A robust alternative can be implemented by computer vision methods by the use of video cameras for data collection and advanced video analysis techniques. The artificial intelligence methods that are also utilized in computer vision can transcend traditional decision making processes to achieve high levels of operational efficiency, decision quality and system reliability [24]. Computer vision methods are already widely used in construction sites for worker safety [25], [26], [27], [28], [29], [30], [31], [32], worker detection [26], ergonomic posture recognition [27], multiple worker tracking [33], automated productivity analysis [25], worker trajectory prediction [34] and activity analysis [26]. Similarly, vision-based methods are being utilized in urban analytics to exploit deep learning and computer vision technologies using image-based or video-based data resources [35]. Specifically, vision-based object detection methods can address a wide range of urban issues such as neighborhood safety [36], crowd disaster avoidance [37], pedestrian risk analysis in traffic [38], pedestrian-vehicle interactions [39], vehicle–bicycle interactions [40], pedestrian flow statistics [41], commercial activeness [42], the perception of urban environment [43] and the quality, impact of urban appearance [44].

During building energy modeling, computer vision methods can facilitate the fast analysis of temporal and spatial video content and increase the accuracy of simulation results. Wang et al. proposed a vision-based method for occupant number detection using data fusion of video and CO2 concentration for the predictive control of indoor environment [45]. Majumder et al. developed an occupancy logger with vision sensors that collect occupancy data under different movement scenarios and illumination conditions [46]. Balaji et al. proposed a cascading video analysis algorithm based on support vector machine (SVM), convolutional neural network (CNN) and K-means cluster to provide fine grained occupancy-based HVAC actuation [47]. Liu et al. proposed a two-stage DBN-based fusion method based on multiple vision sensors with video recordings and motion sensors [48]. Benezeth et al. proposed a vision-based system for human detection and activity analysis with change detection, tracking and recognition [49]. Erickson et al. used wireless camera sensor networks for occupancy mobility detection with Gaussian and agent-based models [50]. Chen et al. developed an algorithm for head contour based detection using a novel blob segmentation method [51]. Zou et al. developed a video analysis technique combining deep learning and traditional artificial feature [52]. Wang et al. proposed fusion techniques using a combination of active RFID and video cameras for occupancy monitoring [53]. Wang et al. proposed an image-based system that uses a human pose estimation model providing positioning and orientation information in real time [54].

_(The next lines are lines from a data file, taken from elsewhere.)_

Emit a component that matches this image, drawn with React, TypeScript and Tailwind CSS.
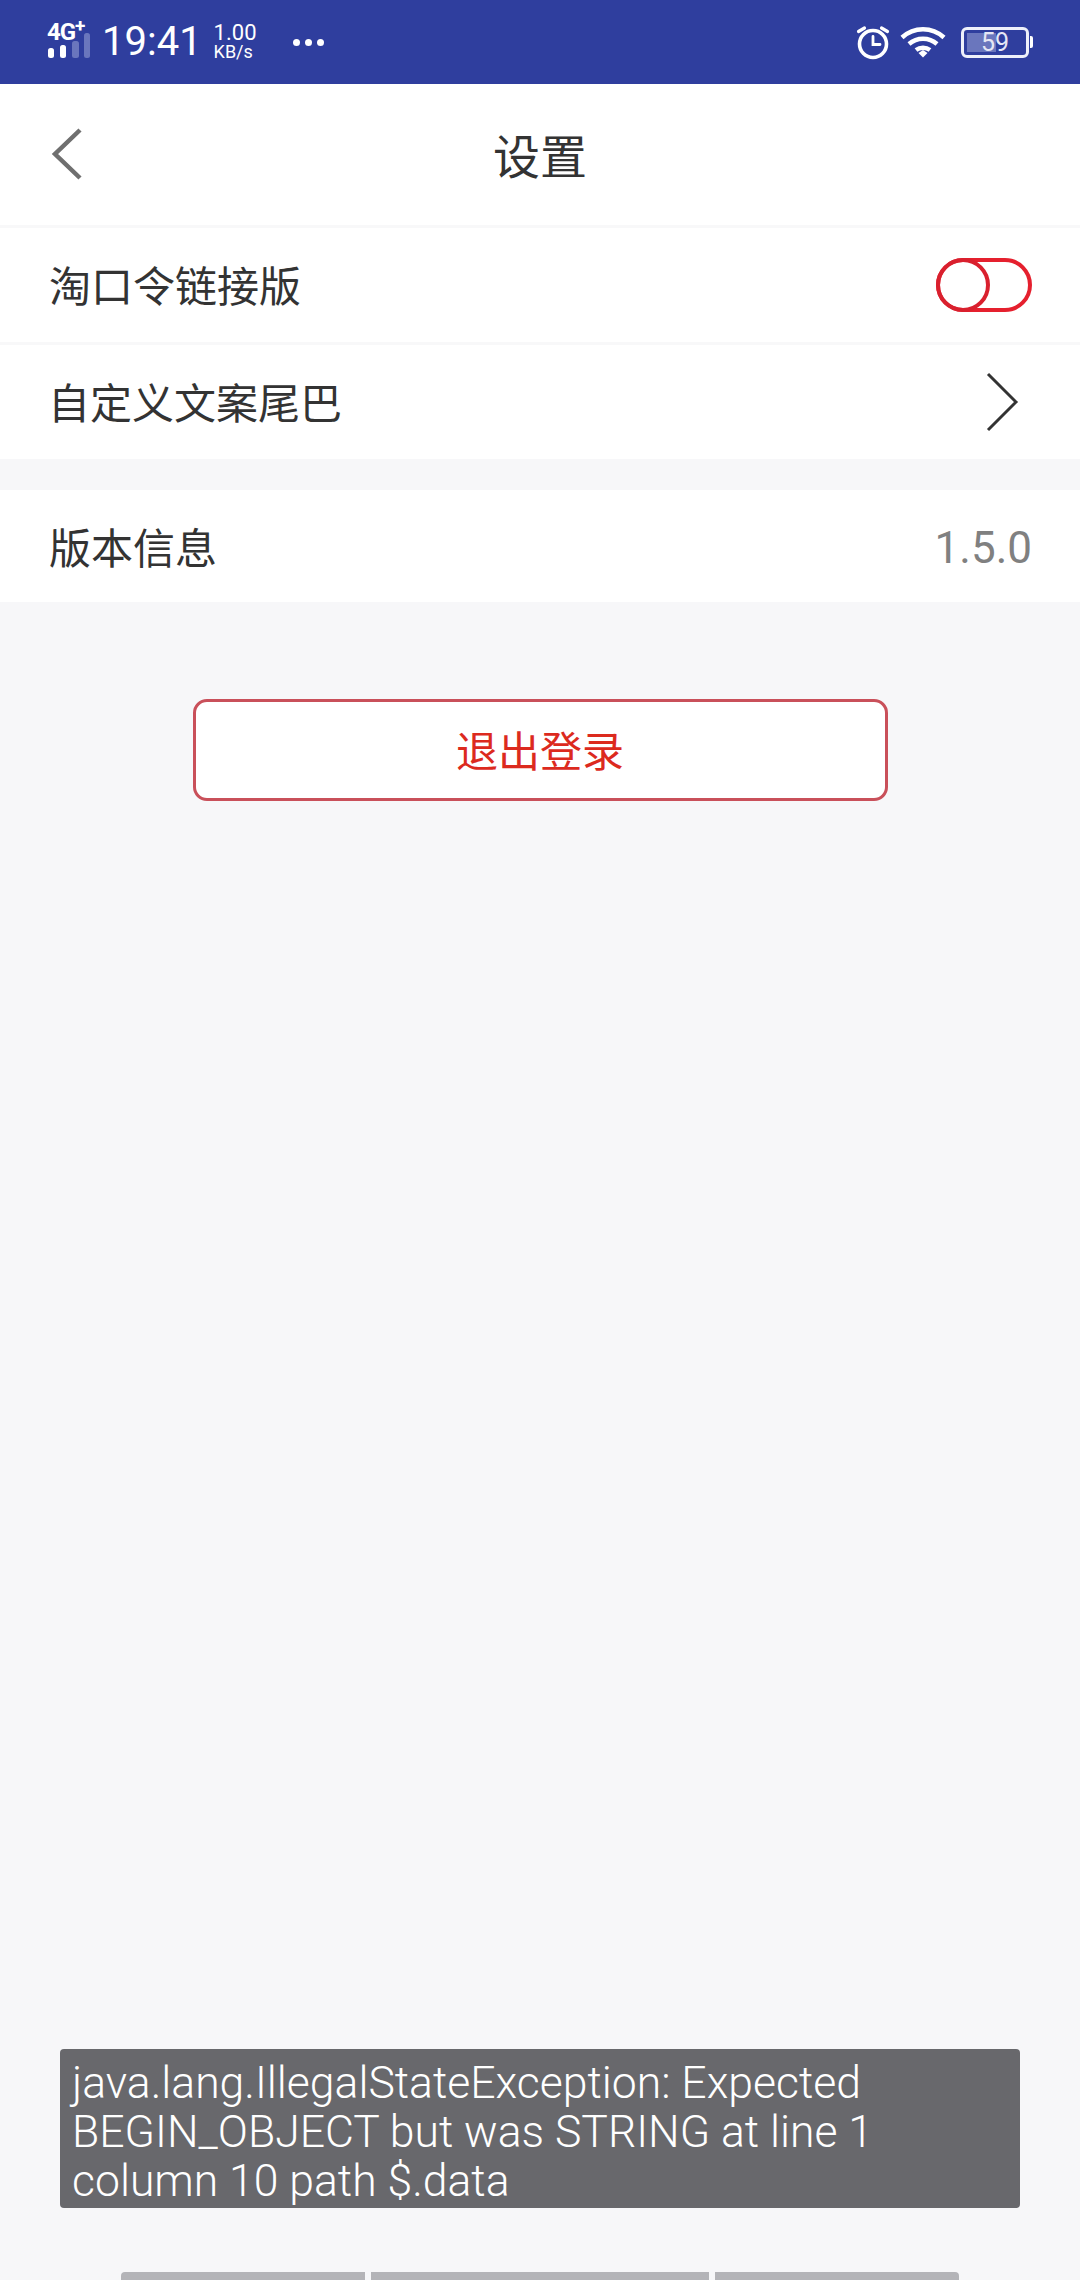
export default function App() {
  const cjk = { fontFamily: '"Noto Sans CJK SC", "Liberation Sans", sans-serif' };
  return (
    <div className="relative flex h-[2280px] w-[1080px] flex-col overflow-hidden bg-[#f7f7f9]" style={cjk}>
      <div className="flex h-[84px] shrink-0 items-center bg-[#2f3e9e] text-white font-['Roboto','Liberation_Sans',sans-serif]">
        <div className="relative ml-[47px] h-[40px] w-[44px]">
          <span className="absolute left-0 top-[-3px] text-[24px] font-bold leading-[26px] tracking-[-1px]">4G</span>
          <span className="absolute left-[28px] top-[-5px] text-[19px] font-bold leading-[18px]">+</span>
          <svg width="44" height="40" viewBox="0 0 44 40" className="absolute left-0 top-0">
            <rect x="1" y="26" width="6" height="10" rx="2.500" fill="#ffffff" />
            <rect x="13" y="23" width="6" height="13" rx="2.500" fill="#ffffff" />
            <rect x="25" y="19" width="7" height="17" rx="2.500" fill="#6a76bd" />
            <rect x="37" y="11" width="6" height="25" rx="2.500" fill="#6a76bd" />
          </svg>
        </div>
        <span className="ml-[11px] text-[40px] leading-none">19:41</span>
        <div className="ml-[12px] flex w-[46px] flex-col items-start text-[18px] leading-[18px]">
          <span className="text-[22px] leading-[20px]">1.00</span>
          <span>KB/s</span>
        </div>
        <div className="ml-[33px] flex gap-[5px]">
          <div className="h-[7px] w-[7px] rounded-full bg-white" />
          <div className="h-[7px] w-[7px] rounded-full bg-white" />
          <div className="h-[7px] w-[7px] rounded-full bg-white" />
        </div>
        <div className="ml-auto mr-[47px] flex items-center">
          <svg width="36" height="36" viewBox="0 0 36 36" fill="none" stroke="#fff" strokeLinecap="round">
            <circle cx="18" cy="20" r="13.5" strokeWidth="3.6" />
            <path d="M18 12.5v8h7" strokeWidth="2.8" />
            <path d="M3.5 7.5l6-3.5M32.5 7.5l-6-3.5" strokeWidth="3.2" />
          </svg>
          <svg width="46" height="34" viewBox="0 0 46 34" fill="none" stroke="#fff" strokeWidth="4.5" className="ml-[9px]">
            <path d="M2 12.5c12-11 30-11 42 0" />
            <path d="M9 19c8-7 20-7 28 0" />
            <path d="M16 25c4-3 10-3 14 0" />
            <path d="M18.5 28l4.5-3 4.500 3-4.500 4.500z" fill="#fff" stroke="none" />
          </svg>
          <div className="relative ml-[15px] flex h-[31px] w-[68px] items-center justify-center rounded-[6px] border-[3px] border-[#eef0fa]">
            <div className="absolute bottom-[3px] left-[3px] top-[3px] w-[29px] bg-[#6a76bd]" />
            <span className="relative text-[25px] leading-none text-[#e4e6f4]">59</span>
          </div>
          <div className="ml-[1px] h-[12px] w-[3px] rounded-r-[2px] bg-white" />
        </div>
      </div>

      <div className="relative flex h-[144px] shrink-0 items-center justify-center border-b-[3px] border-[#f8f8f9] bg-white pb-[3px]">
        <svg width="36" height="56" viewBox="0 0 36 56" fill="none" stroke="#6f6f6f" strokeWidth="4.500" className="absolute left-[50px] top-[42px]">
          <path d="M30 4L5 28l25 24" />
        </svg>
        <span className="text-[47px] leading-none text-[#333333]">设置</span>
      </div>

      <div className="flex h-[117px] shrink-0 items-center justify-between border-b-[3px] border-[#f8f8f9] bg-white pl-[49px] pr-[48px]">
        <span className="pb-[2px] text-[42px] leading-none text-[#333333]">淘口令链接版</span>
        <div className="relative h-[54px] w-[96px] rounded-full border-[4px] border-[#e5202e]">
          <div className="absolute left-[-4px] top-[-4px] h-[54px] w-[54px] rounded-full border-[4px] border-[#d9202e]" />
        </div>
      </div>

      <div className="flex h-[114px] shrink-0 items-center justify-between bg-white pl-[48px] pr-[61px]">
        <span className="pb-[2px] text-[42px] leading-none text-[#333333]">自定义文案尾巴</span>
        <svg width="34" height="60" viewBox="0 0 34 60" fill="none" stroke="#333333" strokeWidth="3">
          <path d="M3 2l28 28-28 28" />
        </svg>
      </div>

      <div className="mt-[31px] flex h-[112px] shrink-0 items-center justify-between bg-white pl-[49px] pr-[48px]">
        <span className="text-[42px] leading-none text-[#333333]">版本信息</span>
        <span className="pt-[3px] font-['Roboto','Liberation_Sans',sans-serif] text-[44px] leading-none text-[#808080]">1.5.0</span>
      </div>

      <button className="mx-auto mt-[97px] flex h-[102px] w-[695px] shrink-0 items-center justify-center rounded-[14px] border-[3px] border-[#c9505a] bg-white pb-[3px] text-[42px] leading-none text-[#dc2a1e]">
        退出登录
      </button>

      <div className="absolute left-[60px] top-[2049px] h-[159px] w-[960px] rounded-[4px] bg-[#68686c] px-[12px] pt-[10px] font-['Roboto','Liberation_Sans',sans-serif] text-[44.5px] font-light leading-[49px] text-white">
        java.lang.IllegalStateException: Expected
        <br />
        BEGIN_OBJECT but was STRING at line 1
        <br />
        column 10 path $.data
      </div>

      <div className="absolute left-[121px] top-[2272px] flex gap-[6px]">
        <div className="h-[8px] w-[244px] rounded-tl-[4px] bg-[#b4b4b8]" />
        <div className="h-[8px] w-[338px] bg-[#b4b4b8]" />
        <div className="h-[8px] w-[244px] rounded-tr-[4px] bg-[#b4b4b8]" />
      </div>
    </div>
  );
}
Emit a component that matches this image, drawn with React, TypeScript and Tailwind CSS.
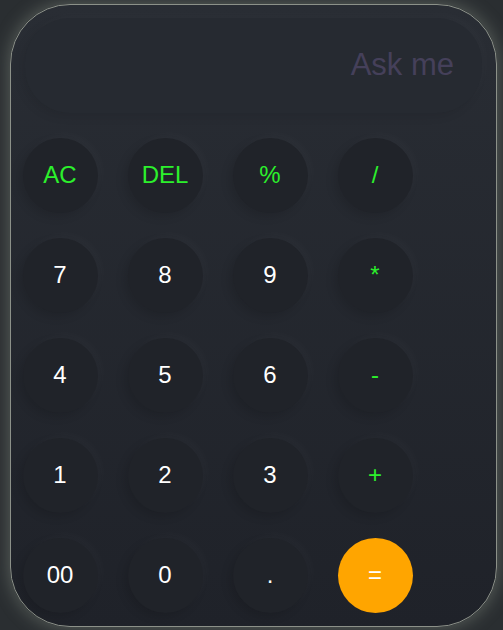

While existing computer vision-based methods targeting occupant counting have achieved certain degrees of success, they did not address some key challenges regarding object recognition. The existing approaches were applied in smaller rooms (<100 m2) with few occupants. However, the detection of occupants located far away in a scene is difficult as they are captured in very low resolution and lack the adequate amount of visual detail. This might require the installation of multiple cameras that are responsible for different regions in the room. Moreover, in rooms with dense occupancy patterns and large furniture, the scene is usually heavily cluttered as objects occlude one another. Consequently, segmentation and recognition can be challenged and the detection accuracy can be reduced. These conditions are typically observed in public and mixed-use buildings, where a high number of people with high occupancy variation make it difficult to estimate occupancy number and occupant modeling [55].

This paper explores the applicability of vision-based methods to capture occupancy patterns in indoor spaces that are densely populated and highly cluttered. We aim to develop a video-analytical method that utilizes deep learning architectures to estimate the number of people in large indoor environments with multiple cameras. Based on the gaps in the existing literature that we discussed previously, we particularly focus on indoor conditions that are sufficiently large to necessitate multiple cameras for a whole visual coverage. For the same reason, a highly obstructed and crowded room is selected that also shows large variations in the number of people in time.

We first install IP cameras in a large classroom in an educational building. We develop a counting method that instantaneously counts the number of people in a scene, a second method that incrementally counts the number of people entering or exiting a room through the door, and a third method that combines the data from the former two methods under different conditions. By utilizing the estimates of the proposed method, (sub)hourly data on the number of occupants can be generated. We implement and validate our results using the video recordings in the classroom during a week. To make a detailed comparative analysis between the actual and calculated data, ground truth measurements are made during a day with the highest number of occupants. Finally, discrepancies between the calculated and theoretical occupancy count are calculated. The occupants’ impact on building energy performance (energy use and thermal discomfort) is also calculated through energy simulations, which is presented in the supplementary section.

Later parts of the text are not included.